Degenerate Conic

Algorithms • Modern Fortran Programming • Orbital Mechanics

Sep 11, 2016

Syntax Highlighting

syntax-with-border

Decently syntax highlighted Fortran code on the internet is hard to come by. None of the major sites where people are likely to visit to learn about Fortran have it:

  • The Google Groups hosting of comp.lang.fortran (I don't really expect much from this one since it's just Usenet.)
  • Stack Overflow (we should expect better from them, since they have had syntax highlighting for many other languages for years.) It looks like they are using Google's code-prettify (which seems to have a pull request ready to provide syntax highlighting for Fortran, so perhaps there is hope?)
  • Intel Fortran compiler documentation [example] (people pay good money for this compiler, and so should ask for better documentation).
  • GFortran documentation (their entire Fortran website looks like it is from the late 1990s, and could certainly use an overhaul).

Luckily GitHub has syntax highlighting for Fortran, as well as the Fortran Wiki.

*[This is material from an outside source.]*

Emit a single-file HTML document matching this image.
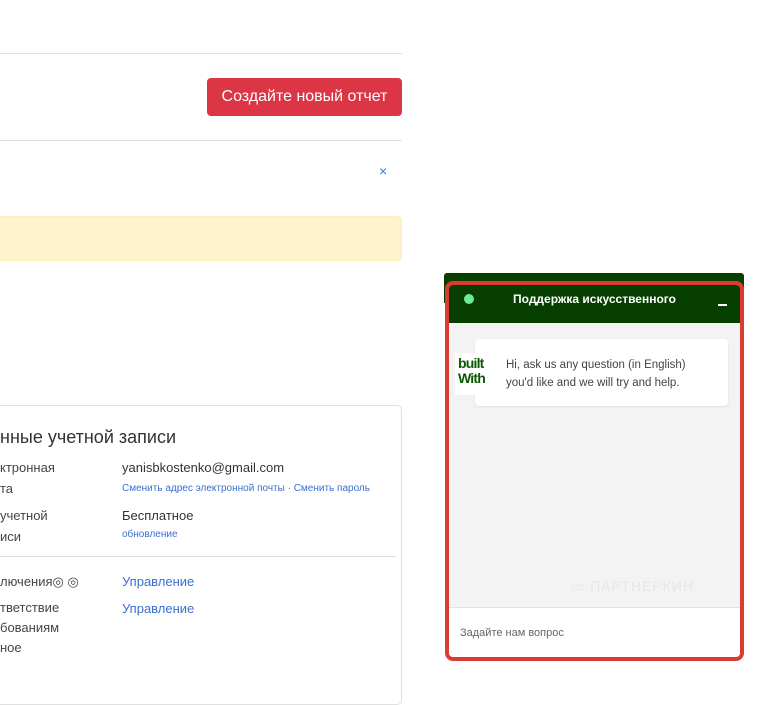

Personally, I hate looking at non-syntax highlighted code. It's not aesthetically pleasing and I find it hard to read. On this blog, I'm using a Fortran plugin for SyntaxHighlighter Evolved, which I downloaded somewhere at some point and have modified to account for various newer Fortran language features. It's not perfect, but it looks pretty good.

Consider this example from the gfortran website:

all

Now that looks just awful, and not just because they are using ancient syntax such as (/, /), and .eq.. Whereas the following syntax-highlighted one looks great:

program test_all

implicit none

logical :: l

l = all([.true., .true., .true.])
write(*,*) l
call section()

contains

subroutine section()

integer,dimension(2,3) :: a, b

a = 1
b = 1
b(2,2) = 2
write(*,*) all(a == b, 1)
write(*,*) all(a == b, 2)

end subroutine section

end program test_all

FORD-produced documentation has nice syntax highlighting for Fortran code provided by Pygments (which is written in Python). An example can be found here. Rouge is another code highlighter (written in Ruby) that supports Fortran and can output as HTML. Both Pygments and Rouge are open source and released under permissive licenses.